* BEGIN Information provided *

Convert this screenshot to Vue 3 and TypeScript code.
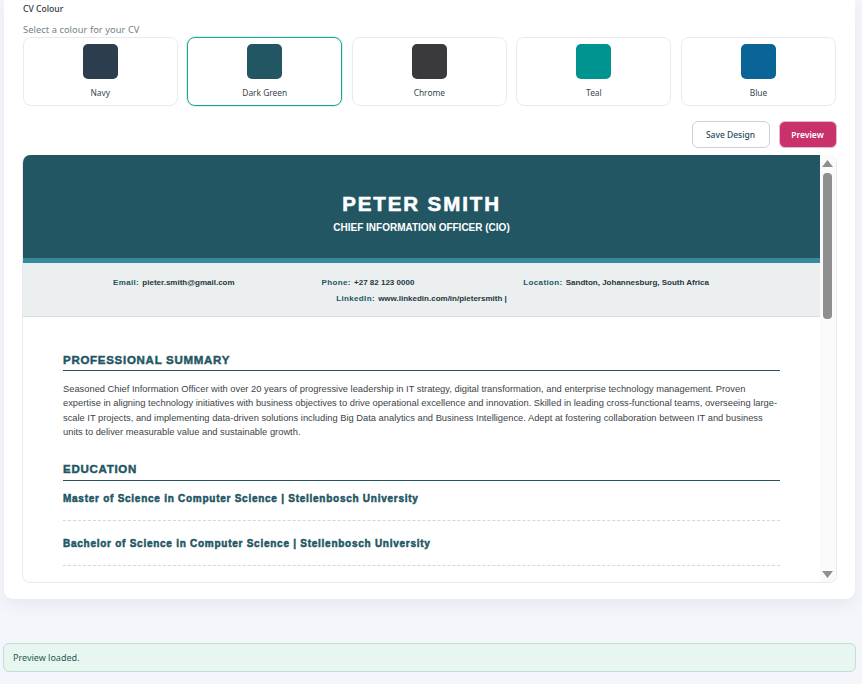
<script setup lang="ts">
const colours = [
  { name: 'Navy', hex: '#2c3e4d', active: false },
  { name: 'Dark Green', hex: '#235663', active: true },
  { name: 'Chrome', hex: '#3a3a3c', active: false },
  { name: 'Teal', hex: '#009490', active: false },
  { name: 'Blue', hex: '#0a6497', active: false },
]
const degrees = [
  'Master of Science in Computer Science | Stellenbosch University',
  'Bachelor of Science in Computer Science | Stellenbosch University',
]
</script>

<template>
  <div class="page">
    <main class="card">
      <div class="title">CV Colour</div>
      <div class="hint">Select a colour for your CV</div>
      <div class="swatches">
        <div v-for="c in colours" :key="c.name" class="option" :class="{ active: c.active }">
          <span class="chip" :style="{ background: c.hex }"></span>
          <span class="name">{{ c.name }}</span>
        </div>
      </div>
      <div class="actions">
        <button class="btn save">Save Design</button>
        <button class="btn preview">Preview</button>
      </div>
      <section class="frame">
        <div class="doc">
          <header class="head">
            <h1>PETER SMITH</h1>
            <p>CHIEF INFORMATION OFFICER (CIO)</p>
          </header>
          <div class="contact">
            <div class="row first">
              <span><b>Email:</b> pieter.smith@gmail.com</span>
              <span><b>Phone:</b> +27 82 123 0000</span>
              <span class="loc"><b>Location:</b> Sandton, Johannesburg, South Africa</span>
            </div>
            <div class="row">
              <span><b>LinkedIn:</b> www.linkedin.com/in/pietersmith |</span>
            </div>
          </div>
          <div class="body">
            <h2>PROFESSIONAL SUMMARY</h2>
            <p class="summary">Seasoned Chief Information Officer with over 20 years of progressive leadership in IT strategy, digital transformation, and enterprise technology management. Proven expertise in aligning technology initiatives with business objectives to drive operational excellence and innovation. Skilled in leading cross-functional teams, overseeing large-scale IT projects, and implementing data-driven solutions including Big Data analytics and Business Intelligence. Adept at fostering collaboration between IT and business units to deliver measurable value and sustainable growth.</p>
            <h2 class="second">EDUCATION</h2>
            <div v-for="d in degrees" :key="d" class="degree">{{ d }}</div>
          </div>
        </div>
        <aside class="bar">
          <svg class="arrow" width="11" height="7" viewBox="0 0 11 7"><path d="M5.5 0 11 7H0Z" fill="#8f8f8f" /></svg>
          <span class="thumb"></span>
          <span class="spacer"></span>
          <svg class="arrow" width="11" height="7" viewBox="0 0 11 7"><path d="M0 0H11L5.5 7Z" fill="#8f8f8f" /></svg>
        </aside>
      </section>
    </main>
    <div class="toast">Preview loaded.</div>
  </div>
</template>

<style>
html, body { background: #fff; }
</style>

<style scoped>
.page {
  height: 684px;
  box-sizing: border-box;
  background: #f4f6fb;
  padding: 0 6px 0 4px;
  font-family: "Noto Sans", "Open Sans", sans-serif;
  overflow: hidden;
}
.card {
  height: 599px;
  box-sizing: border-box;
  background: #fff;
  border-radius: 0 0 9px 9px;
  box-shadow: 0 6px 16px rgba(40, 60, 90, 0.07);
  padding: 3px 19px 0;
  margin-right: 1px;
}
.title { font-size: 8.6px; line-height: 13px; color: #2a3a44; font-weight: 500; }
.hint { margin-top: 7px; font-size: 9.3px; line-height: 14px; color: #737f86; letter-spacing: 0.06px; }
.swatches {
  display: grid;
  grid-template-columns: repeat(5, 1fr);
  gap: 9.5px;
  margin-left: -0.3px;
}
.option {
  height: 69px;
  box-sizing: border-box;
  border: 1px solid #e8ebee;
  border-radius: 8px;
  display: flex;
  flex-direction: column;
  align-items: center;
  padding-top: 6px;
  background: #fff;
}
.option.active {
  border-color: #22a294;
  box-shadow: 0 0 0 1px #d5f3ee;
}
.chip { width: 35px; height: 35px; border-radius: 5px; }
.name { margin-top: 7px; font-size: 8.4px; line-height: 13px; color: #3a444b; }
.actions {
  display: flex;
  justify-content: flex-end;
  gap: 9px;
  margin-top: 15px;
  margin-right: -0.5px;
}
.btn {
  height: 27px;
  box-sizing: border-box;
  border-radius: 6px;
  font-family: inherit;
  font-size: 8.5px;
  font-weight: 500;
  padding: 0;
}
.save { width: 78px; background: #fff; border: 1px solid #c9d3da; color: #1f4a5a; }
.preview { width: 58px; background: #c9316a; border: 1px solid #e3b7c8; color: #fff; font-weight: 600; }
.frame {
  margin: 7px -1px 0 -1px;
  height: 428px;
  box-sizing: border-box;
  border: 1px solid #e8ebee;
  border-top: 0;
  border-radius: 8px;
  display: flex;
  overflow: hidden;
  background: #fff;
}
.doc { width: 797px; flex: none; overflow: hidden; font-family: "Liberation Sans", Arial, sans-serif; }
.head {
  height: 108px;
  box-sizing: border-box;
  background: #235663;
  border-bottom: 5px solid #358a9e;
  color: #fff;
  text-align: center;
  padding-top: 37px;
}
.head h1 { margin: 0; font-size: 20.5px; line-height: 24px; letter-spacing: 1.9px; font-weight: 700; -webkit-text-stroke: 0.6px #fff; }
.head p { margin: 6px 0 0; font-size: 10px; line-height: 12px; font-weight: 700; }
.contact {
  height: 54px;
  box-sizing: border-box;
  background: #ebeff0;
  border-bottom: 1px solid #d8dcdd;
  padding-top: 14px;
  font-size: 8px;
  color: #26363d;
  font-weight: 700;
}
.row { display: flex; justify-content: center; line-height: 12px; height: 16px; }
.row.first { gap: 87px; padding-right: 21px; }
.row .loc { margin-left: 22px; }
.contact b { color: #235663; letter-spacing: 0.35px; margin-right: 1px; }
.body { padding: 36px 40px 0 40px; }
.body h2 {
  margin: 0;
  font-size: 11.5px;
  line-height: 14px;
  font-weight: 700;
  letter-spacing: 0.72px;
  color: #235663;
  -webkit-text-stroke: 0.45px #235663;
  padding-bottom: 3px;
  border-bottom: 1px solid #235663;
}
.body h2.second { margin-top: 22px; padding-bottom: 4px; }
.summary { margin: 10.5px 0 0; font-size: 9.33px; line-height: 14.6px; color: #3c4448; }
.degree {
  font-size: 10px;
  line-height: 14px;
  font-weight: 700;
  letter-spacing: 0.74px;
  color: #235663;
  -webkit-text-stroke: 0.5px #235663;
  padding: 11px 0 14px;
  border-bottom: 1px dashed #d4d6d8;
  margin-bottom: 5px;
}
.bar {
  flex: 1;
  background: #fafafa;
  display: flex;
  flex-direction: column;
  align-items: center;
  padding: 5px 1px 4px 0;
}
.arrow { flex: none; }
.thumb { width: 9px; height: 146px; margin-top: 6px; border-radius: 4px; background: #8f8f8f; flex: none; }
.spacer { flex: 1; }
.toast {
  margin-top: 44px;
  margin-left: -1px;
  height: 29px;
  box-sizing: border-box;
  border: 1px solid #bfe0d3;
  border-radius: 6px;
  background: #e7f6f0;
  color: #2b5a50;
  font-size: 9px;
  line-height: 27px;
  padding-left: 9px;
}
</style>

* END Information provided *

§ **Request**
Print the complete listing exactly, apart from any pictures.

§ **Response to the exercise**
Convert this screenshot to Vue 3 and TypeScript code.
<script setup lang="ts">
const colours = [
  { name: 'Navy', hex: '#2c3e4d', active: false },
  { name: 'Dark Green', hex: '#235663', active: true },
  { name: 'Chrome', hex: '#3a3a3c', active: false },
  { name: 'Teal', hex: '#009490', active: false },
  { name: 'Blue', hex: '#0a6497', active: false },
]
const degrees = [
  'Master of Science in Computer Science | Stellenbosch University',
  'Bachelor of Science in Computer Science | Stellenbosch University',
]
</script>

<template>
  <div class="page">
    <main class="card">
      <div class="title">CV Colour</div>
      <div class="hint">Select a colour for your CV</div>
      <div class="swatches">
        <div v-for="c in colours" :key="c.name" class="option" :class="{ active: c.active }">
          <span class="chip" :style="{ background: c.hex }"></span>
          <span class="name">{{ c.name }}</span>
        </div>
      </div>
      <div class="actions">
        <button class="btn save">Save Design</button>
        <button class="btn preview">Preview</button>
      </div>
      <section class="frame">
        <div class="doc">
          <header class="head">
            <h1>PETER SMITH</h1>
            <p>CHIEF INFORMATION OFFICER (CIO)</p>
          </header>
          <div class="contact">
            <div class="row first">
              <span><b>Email:</b> pieter.smith@gmail.com</span>
              <span><b>Phone:</b> +27 82 123 0000</span>
              <span class="loc"><b>Location:</b> Sandton, Johannesburg, South Africa</span>
            </div>
            <div class="row">
              <span><b>LinkedIn:</b> www.linkedin.com/in/pietersmith |</span>
            </div>
          </div>
          <div class="body">
            <h2>PROFESSIONAL SUMMARY</h2>
            <p class="summary">Seasoned Chief Information Officer with over 20 years of progressive leadership in IT strategy, digital transformation, and enterprise technology management. Proven expertise in aligning technology initiatives with business objectives to drive operational excellence and innovation. Skilled in leading cross-functional teams, overseeing large-scale IT projects, and implementing data-driven solutions including Big Data analytics and Business Intelligence. Adept at fostering collaboration between IT and business units to deliver measurable value and sustainable growth.</p>
            <h2 class="second">EDUCATION</h2>
            <div v-for="d in degrees" :key="d" class="degree">{{ d }}</div>
          </div>
        </div>
        <aside class="bar">
          <svg class="arrow" width="11" height="7" viewBox="0 0 11 7"><path d="M5.5 0 11 7H0Z" fill="#8f8f8f" /></svg>
          <span class="thumb"></span>
          <span class="spacer"></span>
          <svg class="arrow" width="11" height="7" viewBox="0 0 11 7"><path d="M0 0H11L5.5 7Z" fill="#8f8f8f" /></svg>
        </aside>
      </section>
    </main>
    <div class="toast">Preview loaded.</div>
  </div>
</template>

<style>
html, body { background: #fff; }
</style>

<style scoped>
.page {
  height: 684px;
  box-sizing: border-box;
  background: #f4f6fb;
  padding: 0 6px 0 4px;
  font-family: "Noto Sans", "Open Sans", sans-serif;
  overflow: hidden;
}
.card {
  height: 599px;
  box-sizing: border-box;
  background: #fff;
  border-radius: 0 0 9px 9px;
  box-shadow: 0 6px 16px rgba(40, 60, 90, 0.07);
  padding: 3px 19px 0;
  margin-right: 1px;
}
.title { font-size: 8.6px; line-height: 13px; color: #2a3a44; font-weight: 500; }
.hint { margin-top: 7px; font-size: 9.3px; line-height: 14px; color: #737f86; letter-spacing: 0.06px; }
.swatches {
  display: grid;
  grid-template-columns: repeat(5, 1fr);
  gap: 9.5px;
  margin-left: -0.3px;
}
.option {
  height: 69px;
  box-sizing: border-box;
  border: 1px solid #e8ebee;
  border-radius: 8px;
  display: flex;
  flex-direction: column;
  align-items: center;
  padding-top: 6px;
  background: #fff;
}
.option.active {
  border-color: #22a294;
  box-shadow: 0 0 0 1px #d5f3ee;
}
.chip { width: 35px; height: 35px; border-radius: 5px; }
.name { margin-top: 7px; font-size: 8.4px; line-height: 13px; color: #3a444b; }
.actions {
  display: flex;
  justify-content: flex-end;
  gap: 9px;
  margin-top: 15px;
  margin-right: -0.5px;
}
.btn {
  height: 27px;
  box-sizing: border-box;
  border-radius: 6px;
  font-family: inherit;
  font-size: 8.5px;
  font-weight: 500;
  padding: 0;
}
.save { width: 78px; background: #fff; border: 1px solid #c9d3da; color: #1f4a5a; }
.preview { width: 58px; background: #c9316a; border: 1px solid #e3b7c8; color: #fff; font-weight: 600; }
.frame {
  margin: 7px -1px 0 -1px;
  height: 428px;
  box-sizing: border-box;
  border: 1px solid #e8ebee;
  border-top: 0;
  border-radius: 8px;
  display: flex;
  overflow: hidden;
  background: #fff;
}
.doc { width: 797px; flex: none; overflow: hidden; font-family: "Liberation Sans", Arial, sans-serif; }
.head {
  height: 108px;
  box-sizing: border-box;
  background: #235663;
  border-bottom: 5px solid #358a9e;
  color: #fff;
  text-align: center;
  padding-top: 37px;
}
.head h1 { margin: 0; font-size: 20.5px; line-height: 24px; letter-spacing: 1.9px; font-weight: 700; -webkit-text-stroke: 0.6px #fff; }
.head p { margin: 6px 0 0; font-size: 10px; line-height: 12px; font-weight: 700; }
.contact {
  height: 54px;
  box-sizing: border-box;
  background: #ebeff0;
  border-bottom: 1px solid #d8dcdd;
  padding-top: 14px;
  font-size: 8px;
  color: #26363d;
  font-weight: 700;
}
.row { display: flex; justify-content: center; line-height: 12px; height: 16px; }
.row.first { gap: 87px; padding-right: 21px; }
.row .loc { margin-left: 22px; }
.contact b { color: #235663; letter-spacing: 0.35px; margin-right: 1px; }
.body { padding: 36px 40px 0 40px; }
.body h2 {
  margin: 0;
  font-size: 11.5px;
  line-height: 14px;
  font-weight: 700;
  letter-spacing: 0.72px;
  color: #235663;
  -webkit-text-stroke: 0.45px #235663;
  padding-bottom: 3px;
  border-bottom: 1px solid #235663;
}
.body h2.second { margin-top: 22px; padding-bottom: 4px; }
.summary { margin: 10.5px 0 0; font-size: 9.33px; line-height: 14.6px; color: #3c4448; }
.degree {
  font-size: 10px;
  line-height: 14px;
  font-weight: 700;
  letter-spacing: 0.74px;
  color: #235663;
  -webkit-text-stroke: 0.5px #235663;
  padding: 11px 0 14px;
  border-bottom: 1px dashed #d4d6d8;
  margin-bottom: 5px;
}
.bar {
  flex: 1;
  background: #fafafa;
  display: flex;
  flex-direction: column;
  align-items: center;
  padding: 5px 1px 4px 0;
}
.arrow { flex: none; }
.thumb { width: 9px; height: 146px; margin-top: 6px; border-radius: 4px; background: #8f8f8f; flex: none; }
.spacer { flex: 1; }
.toast {
  margin-top: 44px;
  margin-left: -1px;
  height: 29px;
  box-sizing: border-box;
  border: 1px solid #bfe0d3;
  border-radius: 6px;
  background: #e7f6f0;
  color: #2b5a50;
  font-size: 9px;
  line-height: 27px;
  padding-left: 9px;
}
</style>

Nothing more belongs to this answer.